The brain is an organ whose purpose is detection of phenomena, prediction of future phenomena, and control of the rest of the body.
The liver doesn't do that.
If we want to understand how our body clears alcohol, produces clotting factors, regulates glucose, etc., then the brain is comparatively unimportant and the liver is comparatively important. In fact, in medicine it often is important to talk just-about-the-liver-as-opposed-to-everything-else.
But mostly, the complex (time-varying, high-information-input) problems which need solving are solved by one particular organ: the brain. Behaviors that are characteristic for one sex are...behaviors. It's a brain thing.
Declaring that we can't focus on what is interesting and different about one organ is completely anti-biological. Of course we can! And we do. It's just that--especially given that we occupy the "very smart animal" niche--we have a lot of brain-specific or brain-heavy concerns. Lots of emergent properties, too.

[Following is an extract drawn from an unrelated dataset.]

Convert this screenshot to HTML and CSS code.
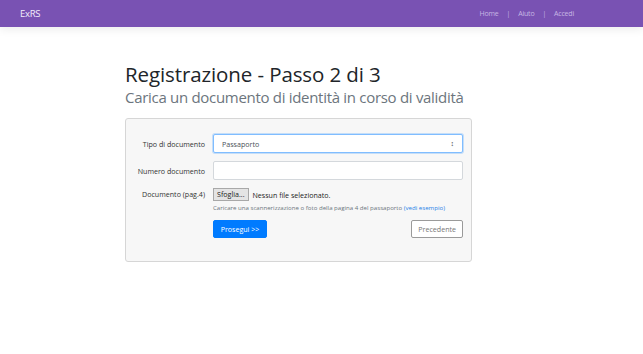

So it makes a good deal of sense to abstract away the brain function stuff into "mind". Yes, it's not a perfectly clean abstraction--if you're hungry, drunk, tired, etc., your body's biochemistry is going to impact the function of your neurons enough so your "mind" will be impacted. But it's a pretty useful way to focus on one extraordinarily rich aspect of the functioning of one organ system. And because of the hyperspecialization of that organ system, there are a lot of differences between that one and the rest.
Historically, we felt the distinction first (presumably based on the need for a representation in the brain of the rest of the body in order for the brain to properly plan and control the rest of the body; but a lesser need for a representation of itself because the control is mostly not explicit). We started talking about it before we knew how it works, and the language (and attitudes) reflect that history. But it doesn't mean we're forced to fail to make distinctions once we go with a 100% biology viewpoint. Indeed, making distinctions is one of the central tasks for gaining knowledge about biology (and everything else).
We can reject the metaphysical distinction between mind and body in the same sense that we reject Aristotelian mechanics--actually, in a lot of cases, Aristotelian mechanics have a good deal of sense to them, but we came to a more fundamental understanding and derive (much more accurately) the Aristotelian-style mechanics, where they are approximately true, from more fundamental mechanics (Newtonian, etc.). Objects in motion do tend to come to rest (because of friction, not because it is the nature of objects to do so), and it's fine when not doing anything too mechanically detailed to just keep "they tend to come to rest" that as a rule of thumb.
Doesn't mean we're endorsing Aristotelian mechanics as the truth. Likewise with mind/body distinctions.